Fiscal concerns in the US are further fueling bullish sentiment for gold. President Trump’s new tax and spending policies are expected to widen the budget deficit. This has weakened confidence in the US Dollar, which generally moves inversely to gold. As the dollar softens, gold becomes more attractive to investors. Meanwhile, trade tensions are rising again. The US has doubled tariffs on steel and aluminum imports from China, reviving fears of a renewed trade war. An upcoming call between President Trump and Chinese President Xi Jinping is also adding to global uncertainty, another factor that typically boosts demand for gold.
Geopolitical risks are also playing a crucial role in supporting gold prices. The situation in Gaza continues to escalate, with renewed Israeli strikes and a deepening humanitarian crisis. Tensions in Eastern Europe are intensifying as well, especially following President Trump’s remarks about possible Russian retaliation against Ukraine. These global flashpoints are maintaining a substantial geopolitical risk premium in the market. In summary, gold is benefiting from a powerful combination of weak US economic data, dovish Fed policy expectations, fiscal instability, rising trade tensions, and global geopolitical uncertainty.
Gold Price Breakouts Signal Strength and Set Up for Next Rally
The gold chart below shows a series of bullish breakout patterns that have occurred over the past few years. The price action has consistently broken through key resistance levels, followed by strong upward moves. The first major breakout occurred around mid-2019 near the $1,350 level. After consolidation, gold surged to test the $2,074 zone in 2020. A prolonged range followed until a decisive breakout in late 2023, clearing that previous high and pushing to $2,430.
(Click on image to enlarge)
Subsequent price action has shown clean, stair-stepping advances, with each breakout zone turning into new support. This includes the break above $2,430, followed by a fresh rally to $2,795 and then to the current high near $3,358. The chart suggests a potential target of $3,500 in the near term. Candlestick formations remain bullish, and no major reversal signals have appeared. The trend remains intact. The only caution is the label "Breakout?" near the $2,795 level, indicating the market might retest this zone before further gains.
Momentum is strong, and as long as gold holds above previous breakout zones, especially $2,430 and $2,795, the path of least resistance remains to the upside. A failure below those levels, however, could suggest a temporary top is in place.
Gold Trading Strategy Delivers Profits with Clear Entry and Exit Points
The chart below shows a successful short-term gold trade executed based on a well-defined technical setup, featuring clear entry, stop-loss, and target levels that yielded a profitable outcome. The trade was entered at $3,176 after the price confirmed a bottom near the expected reversal date. A stop loss was initially placed below the low but later raised to $3,242 to protect profits as the trade moved favorably.
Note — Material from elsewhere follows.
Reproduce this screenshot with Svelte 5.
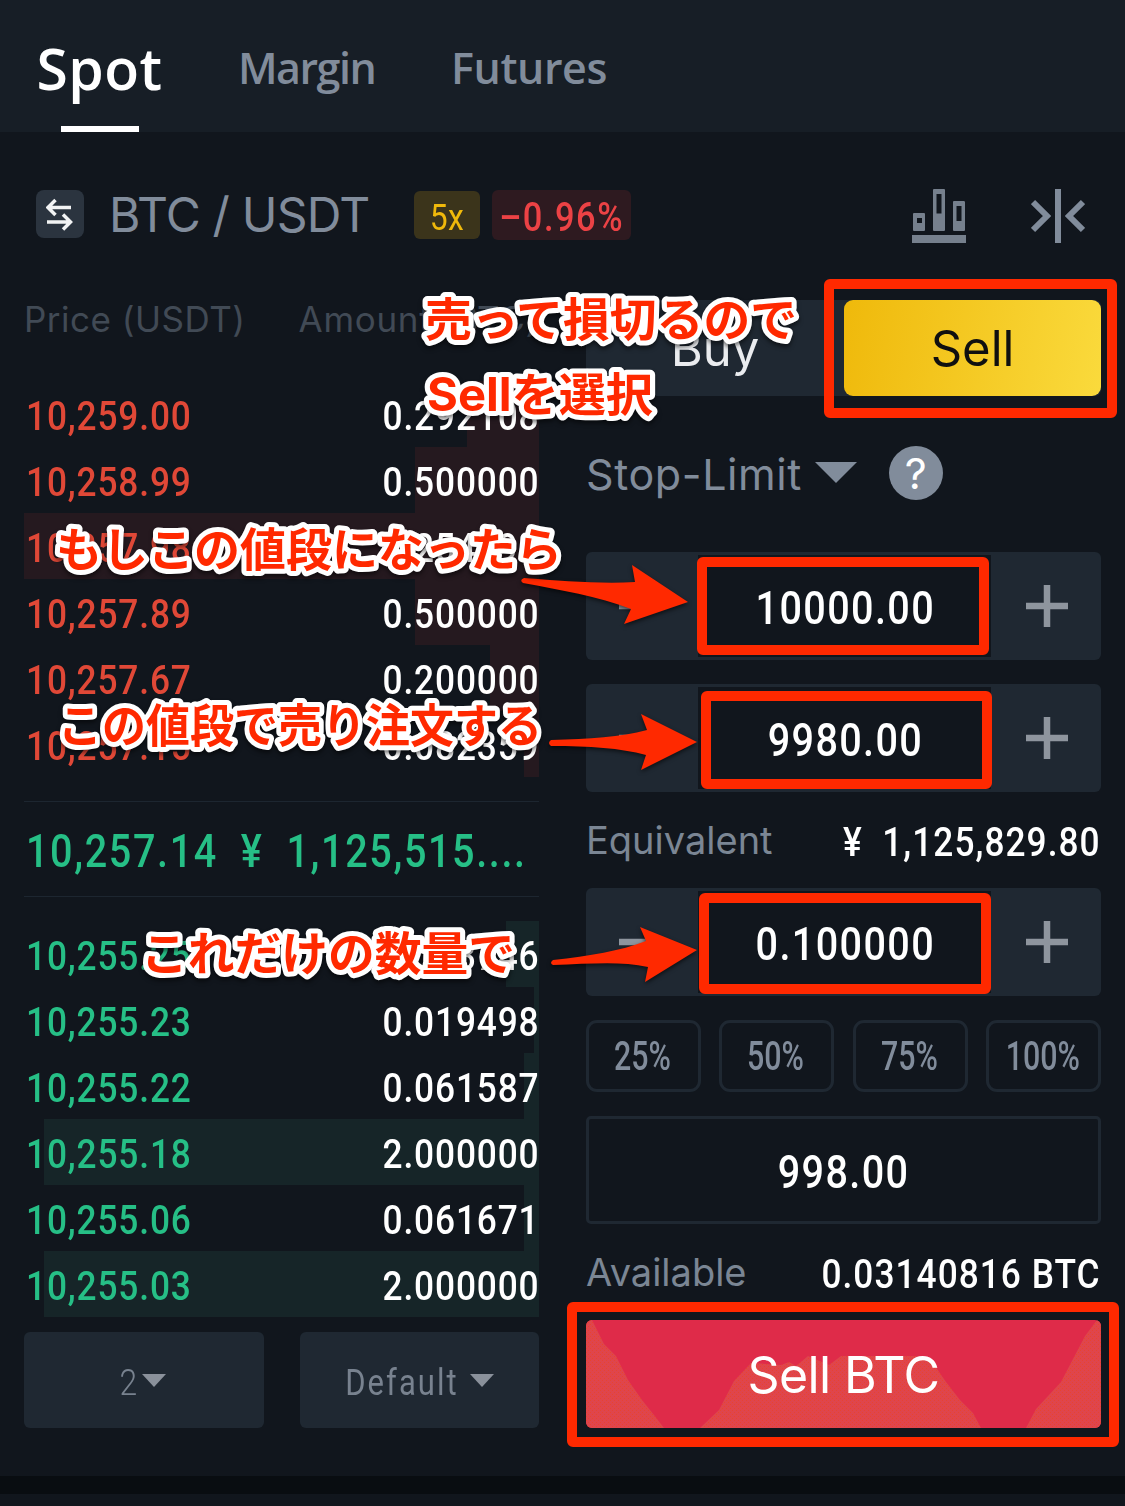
<script lang="ts">
interface Order {
  price: string;
  amount: string;
  depth: number;
}

const asks: Order[] = [
  { price: "10,259.00", amount: "0.292108", depth: 14 },
  { price: "10,258.99", amount: "0.500000", depth: 24.1 },
  { price: "10,257.98", amount: "2.254491", depth: 100 },
  { price: "10,257.89", amount: "0.500000", depth: 24.1 },
  { price: "10,257.67", amount: "0.200000", depth: 9.5 },
  { price: "10,257.15", amount: "0.082359", depth: 2.9 },
];

const bids: Order[] = [
  { price: "10,255.25", amount: "0.133746", depth: 6.4 },
  { price: "10,255.23", amount: "0.019498", depth: 1 },
  { price: "10,255.22", amount: "0.061587", depth: 2.9 },
  { price: "10,255.18", amount: "2.000000", depth: 96.1 },
  { price: "10,255.06", amount: "0.061671", depth: 2.9 },
  { price: "10,255.03", amount: "2.000000", depth: 96.1 },
];

const percents = ["25%", "50%", "75%", "100%"];

let stopPrice = $state("10000.00");
let limitPrice = $state("9980.00");
let quantity = $state("0.100000");

const notes = [
  { text: "売って損切るので", x: 425, y: 336, width: 372 },
  { text: "Sellを選択", x: 427, y: 411, width: 226 },
  { text: "もしこの値段になったら", x: 56, y: 566, width: 506 },
  { text: "この値段で売り注文する", x: 58, y: 742, width: 484 },
  { text: "これだけの数量で", x: 141, y: 970, width: 374 },
];

const frames = [
  { x: 829, y: 284, w: 283, h: 129 },
  { x: 702, y: 562, w: 282, h: 88 },
  { x: 706, y: 696, w: 281, h: 88 },
  { x: 704, y: 898, w: 282, h: 91 },
  { x: 572, y: 1307, w: 542, h: 135 },
];

const arrows = [
  "M524 578C562 581 602 584 635 582L632 565L688 602L624 624L631 609C598 596 560 590 523 583Q519 580 524 578Z",
  "M551 740C590 739 620 737 647 730L641 714L697 742L641 770L646 755C620 748 590 746 551 746Q547 743 551 740Z",
  "M553 960C590 956 620 951 646 941L640 927L697 950L645 982L648 967C620 961 590 964 553 965Q549 963 553 960Z",
];
</script>

{#snippet orders(list: Order[], side: string)}
  <div class="orders {side}">
    {#each list as order (order.price)}
      <div class="order">
        <div class="depth" style="width: {order.depth}%"></div>
        <span class="num price">{order.price}</span>
        <span class="num amount">{order.amount}</span>
      </div>
    {/each}
  </div>
{/snippet}

{#snippet stepper(value: string)}
  <div class="stepper">
    <button class="step" aria-label="minus">
      <svg width="42" height="42"><path d="M0 21H42" /></svg>
    </button>
    <div class="value"><span class="num">{value}</span></div>
    <button class="step" aria-label="plus">
      <svg width="42" height="42"><path d="M0 21H42M21 0V42" /></svg>
    </button>
  </div>
{/snippet}

<main class="screen">
  <nav class="tabs">
    <span class="tab active">Spot</span>
    <span class="tab margin">Margin</span>
    <span class="tab futures">Futures</span>
  </nav>

  <header class="pair">
    <span class="swap">
      <svg width="28" height="38" viewBox="0 0 28 38">
        <path d="M25 12.500H2M9.500 5L2 12.500L9.500 20M1 27H25M17 19.500L24.500 27L17 34.500" />
      </svg>
    </span>
    <span class="pair-name">BTC / USDT</span>
    <span class="leverage"><span class="num">5x</span></span>
    <span class="change"><span class="num">–0.96%</span></span>
    <svg class="chart-icon" width="54" height="54" viewBox="0 0 54 54">
      <path
        fill-rule="evenodd"
        d="M0 46H54V54H0ZM3 24H12Q13 24 13 25V41Q13 42 12 42H2Q1 42 1 41V25Q1 24 2 24ZM5 29V34H10V29ZM22 0H32Q33 0 33 1V41Q33 42 32 42H22Q21 42 21 41V1Q21 0 22 0ZM24.500 5V24.500H29.500V5ZM42 12H51.500Q53 12 53 13V41Q53 42 52 42H42Q41 42 41 41V13Q41 12 42 12ZM44.500 17V32H49.500V17Z"
      />
    </svg>
    <svg class="collapse-icon" width="54" height="54" viewBox="0 0 54 54">
      <path d="M27 0V54M2 13L16 27L2 41M52 13L38 27L52 41" />
    </svg>
  </header>

  <div class="columns">
    <section class="book">
      <div class="book-head">
        <span>Price (USDT)</span>
        <span>Amount (BTC)</span>
      </div>
      {@render orders(asks, "ask")}
      <div class="last"><span class="num">10,257.14&nbsp; ¥&nbsp; 1,125,515....</span></div>
      {@render orders(bids, "bid")}
      <div class="selects">
        <button class="select"><span class="num">2</span><i class="caret"></i></button>
        <button class="select"><span class="num default">Default</span><i class="caret"></i></button>
      </div>
    </section>

    <section class="form">
      <div class="sides">
        <button class="buy">Buy</button>
        <button class="sell">Sell</button>
      </div>
      <div class="type">
        <span>Stop-Limit</span>
        <i class="caret big"></i>
        <span class="help"><span>?</span></span>
      </div>
      {@render stepper(stopPrice)}
      {@render stepper(limitPrice)}
      <div class="info equivalent">
        <span>Equivalent</span>
        <span class="num">¥&nbsp; 1,125,829.80</span>
      </div>
      {@render stepper(quantity)}
      <div class="percents">
        {#each percents as percent (percent)}
          <button class="percent"><span class="num">{percent}</span></button>
        {/each}
      </div>
      <div class="total"><span class="num">998.00</span></div>
      <div class="info available">
        <span>Available</span>
        <span class="num">0.03140816 BTC</span>
      </div>
      <button class="submit">
        <svg width="515" height="108" viewBox="0 0 515 108">
          <defs>
            <pattern id="dots" width="4" height="4" patternUnits="userSpaceOnUse">
              <rect width="4" height="4" fill="#df454c" />
              <path d="M0 0H1V1H0ZM2 2H3V3H2Z" fill="#e8432f" />
            </pattern>
          </defs>
          <path
            fill="url(#dots)"
            d="M0 0H6L18 24L30 36L42 60L56 80L68 95L78 108H0ZM114 108L133 90L148 61L165 43L195 45L203 42L210 46L222 36L243 45L255 36L330 36L347 43L360 62L374 80L387 93L395 108ZM440 108L450 89L475 62L499 16L511 0H515V108Z"
          />
        </svg>
        <span>Sell BTC</span>
      </button>
    </section>
  </div>

  <footer class="divider"></footer>

  <svg class="annotations" width="1125" height="1506" viewBox="0 0 1125 1506">
    {#each frames as f}
      <rect x={f.x} y={f.y} width={f.w} height={f.h} rx="1" />
    {/each}
    {#each arrows as d}
      <path {d} />
    {/each}
    {#each notes as note}
      <text x={note.x} y={note.y} textLength={note.width} lengthAdjust="spacingAndGlyphs">{note.text}</text>
    {/each}
  </svg>
</main>

<style>
:global(body) {
  background: #11161d;
}

.screen {
  position: relative;
  box-sizing: border-box;
  width: 1125px;
  height: 1506px;
  overflow: hidden;
  background: #11161d;
  color: #fff;
  font-family: Inter, "Noto Sans CJK JP", sans-serif;
}

.screen :global(*) {
  box-sizing: border-box;
}

button {
  border: 0;
  padding: 0;
  background: none;
  color: inherit;
  font: inherit;
}

svg {
  display: block;
  flex: none;
}

.num {
  display: inline-block;
  font-family: Roboto, sans-serif;
  font-size: 41px;
  font-weight: 500;
  letter-spacing: 1.2px;
  white-space: nowrap;
  transform: scaleX(0.86);
}

.tabs {
  display: flex;
  height: 132px;
  padding-left: 37px;
  background: #171e26;
  color: #818c9b;
  font-family: "Open Sans", sans-serif;
  font-weight: 600;
}

.tab {
  font-size: 43px;
  line-height: 135px;
  white-space: nowrap;
}

.tab.active {
  display: flex;
  flex-direction: column;
  align-items: center;
  width: 125px;
  height: 132px;
  padding-top: 10px;
  color: #fff;
  font-size: 57px;
  letter-spacing: 0.5px;
  line-height: 116px;
}

.tab.active::after {
  content: "";
  width: 78px;
  height: 6px;
  background: #fff;
}

.tab.margin {
  width: 213px;
  margin-left: 76px;
  letter-spacing: -1.5px;
}

.tab.futures {
  letter-spacing: -0.4px;
}

.pair {
  display: flex;
  align-items: center;
  height: 168px;
  padding: 0 40px 0 36px;
}

.swap {
  display: grid;
  place-items: center;
  width: 48px;
  height: 48px;
  margin-bottom: 4px;
  border-radius: 8px;
  background: #2b343f;
}

.swap path {
  fill: none;
  stroke: #f2f3f4;
  stroke-width: 3.5;
}

.pair-name {
  width: 305px;
  margin: 0 0 3px 25px;
  color: #818c9b;
  font-size: 48px;
  letter-spacing: -0.8px;
  white-space: nowrap;
}

.leverage,
.change {
  display: grid;
  place-items: center;
  width: 66px;
  height: 48px;
  margin-bottom: 2px;
  padding-top: 4px;
  border-radius: 6px;
  background: #3b341b;
  color: #f0b90b;
}

.leverage .num {
  font-size: 37px;
  font-weight: 400;
  letter-spacing: 0.5px;
}

.change {
  width: 139px;
  height: 50px;
  margin-left: 12px;
  background: #2e1a20;
  color: #ec4245;
}

.change .num {
  margin: 0 -10px;
  font-size: 40px;
  font-weight: 500;
  letter-spacing: 1.8px;
}

.chart-icon {
  margin-left: auto;
}

.chart-icon path {
  fill: #76808d;
}

.collapse-icon {
  margin-left: 65px;
}

.collapse-icon path {
  fill: none;
  stroke: #818c9b;
  stroke-width: 6;
}

.columns {
  display: grid;
  grid-template-columns: 515px 515px;
  gap: 47px;
  height: 1176px;
  padding: 0 24px;
}

.book-head {
  display: flex;
  justify-content: space-between;
  height: 81px;
  color: #414a55;
  font-size: 35px;
  line-height: 38px;
  letter-spacing: 0.5px;
}

.book-head span:last-child {
  letter-spacing: 0.7px;
}

.order {
  position: relative;
  display: flex;
  align-items: center;
  justify-content: space-between;
  height: 66px;
  padding: 4px 0 0 2px;
}

.depth {
  position: absolute;
  top: 0;
  right: 0;
  height: 100%;
}

.ask .depth {
  background: #25191f;
}

.bid .depth {
  background: #162528;
}

.price {
  position: relative;
  letter-spacing: 1px;
  transform-origin: left;
}

.ask .price {
  color: #e04837;
}

.bid .price {
  color: #26bf86;
}

.amount {
  position: relative;
  margin-right: -1px;
  letter-spacing: 1px;
  transform-origin: right;
}

.last {
  display: flex;
  align-items: center;
  height: 96px;
  margin: 24px 0;
  padding: 4px 0 0 2px;
  border: solid #1d2630;
  border-width: 1px 0;
  color: #26bf86;
}

.last .num {
  font-size: 46px;
  letter-spacing: 1.9px;
  transform-origin: left;
}

.selects {
  display: grid;
  grid-template-columns: 240px 239px;
  gap: 36px;
  margin-top: 15px;
}

.select {
  display: flex;
  align-items: center;
  justify-content: center;
  height: 96px;
  border-radius: 6px;
  background: #1f2832;
  color: #78828f;
}

.select .num {
  margin: 5px 2px 0 -4px;
  font-size: 37px;
  font-weight: 300;
}

.select .default {
  margin-left: -10px;
  font-size: 36px;
  font-weight: 400;
  letter-spacing: 2.4px;
}

.caret {
  border: 12px solid transparent;
  border-top: 13px solid #8a919b;
  border-bottom: 0;
}

.form {
  display: flex;
  flex-direction: column;
}

.sides {
  display: flex;
  height: 96px;
  border-radius: 6px;
  background: #1f2832;
  font-size: 49px;
  letter-spacing: -1px;
}

.buy {
  width: 258px;
  color: #eaecef;
}

.sell {
  width: 257px;
  border-radius: 9px;
  background: linear-gradient(100deg, #efb90b, #fada3c);
  color: #101010;
}

.type {
  display: flex;
  align-items: center;
  height: 156px;
  color: #818c9b;
  font-size: 43px;
  letter-spacing: 0.6px;
}

.caret.big {
  margin: 0 32px 3px 13px;
  border: 21px solid transparent;
  border-top: 21px solid #818c9b;
  border-bottom: 0;
}

.help {
  display: grid;
  place-items: center;
  width: 54px;
  height: 54px;
  margin-bottom: 2px;
  border-radius: 50%;
  background: #818c9b;
  color: #fff;
  font-size: 43px;
}

.stepper {
  display: flex;
  align-items: center;
  height: 108px;
  border-radius: 6px;
  background: #1f2832;
}

.stepper + .stepper {
  margin-top: 24px;
}

.step {
  display: grid;
  flex: 1;
  place-items: center;
}

.step:first-child {
  padding-right: 4px;
}

.step:last-child {
  padding-left: 2px;
}

.step path {
  stroke: #8e959e;
  stroke-width: 6.5;
}

.value {
  display: grid;
  place-items: center;
  width: 293px;
  height: 102px;
  padding: 3px 0 0 1px;
  background: #11161d;
}

.value .num,
.total .num {
  font-size: 46px;
  letter-spacing: 1.6px;
}

.info {
  display: flex;
  align-items: center;
  justify-content: space-between;
  height: 96px;
  color: #7b8694;
  font-size: 38px;
}

.info .num {
  margin-top: 4px;
  color: #fff;
  transform-origin: right;
}

.percents {
  display: grid;
  grid-template-columns: repeat(4, 115px);
  justify-content: space-between;
  margin: 24px 0;
}

.percent {
  height: 72px;
  border: 3px solid #1f2832;
  border-radius: 11px;
  color: #818c9b;
}

.percent .num {
  margin: 1px -10px 0 -12px;
  font-size: 40px;
  font-weight: 500;
  letter-spacing: 0;
  transform: scaleX(0.76);
}

.total {
  display: grid;
  place-items: center;
  height: 108px;
  padding-top: 3px;
  border: 3px solid #1f2832;
  border-radius: 5px;
}

.submit {
  display: grid;
  place-items: center;
  height: 108px;
  overflow: hidden;
  border-radius: 6px;
  background: #df2b49;
  font-size: 50px;
  letter-spacing: -0.6px;
}

.submit > * {
  grid-area: 1 / 1;
}

.submit span {
  position: relative;
  margin-top: 2px;
}

.divider {
  height: 18px;
  background: #090d11;
}

.annotations {
  position: absolute;
  top: 0;
  left: 0;
  pointer-events: none;
}

.annotations rect {
  fill: none;
  stroke: #ff2900;
  stroke-width: 10;
  stroke-linejoin: round;
}

.annotations path {
  fill: #ff2900;
  filter: drop-shadow(0 2px 2px rgba(0, 0, 0, 0.6));
}

.annotations text {
  fill: #ff2900;
  stroke: #fff;
  stroke-width: 10;
  stroke-linejoin: round;
  paint-order: stroke;
  font-family: Inter, "Noto Sans CJK JP", sans-serif;
  font-size: 46px;
  font-weight: 700;
  filter: drop-shadow(0 3px 2px rgba(0, 0, 0, 0.5));
}
</style>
The target was set at $3,372, which was eventually hit, resulting in a total gain of $196 per ounce. The chart clearly shows the entry point, the upward movement, and the exit level, validating the effectiveness of the timing and risk management strategy. This trade was shared with subscribers via WhatsApp, offering a real-time, actionable opportunity that delivered a defined and measurable profit.
(Click on image to enlarge)
Conclusion
Gold remains well-supported as investors navigate a turbulent global environment. Weak US data, expectations of Fed rate cuts, fiscal concerns, trade tensions, and geopolitical risks continue to drive demand. Technical signals confirm strong bullish momentum, with prices holding above key breakout zones. As long as these levels remain intact, the outlook favors further upside. Traders now await clearer signals, especially from the upcoming NFP report, to confirm the next move.
More By This Author:
Gold Remains Resilient As Traders Monitor U.S.-China Trade Talks And Fed Signals
Gold Price Holds Above Key Support Despite Dollar Strength And Policy Uncertainty
Gold Maintains Bullish Momentum Amid Court Ruling On Tariffs And Weakening U.S. Dollar
To receive gold and silver trading signals and premium updates, please subscribe here.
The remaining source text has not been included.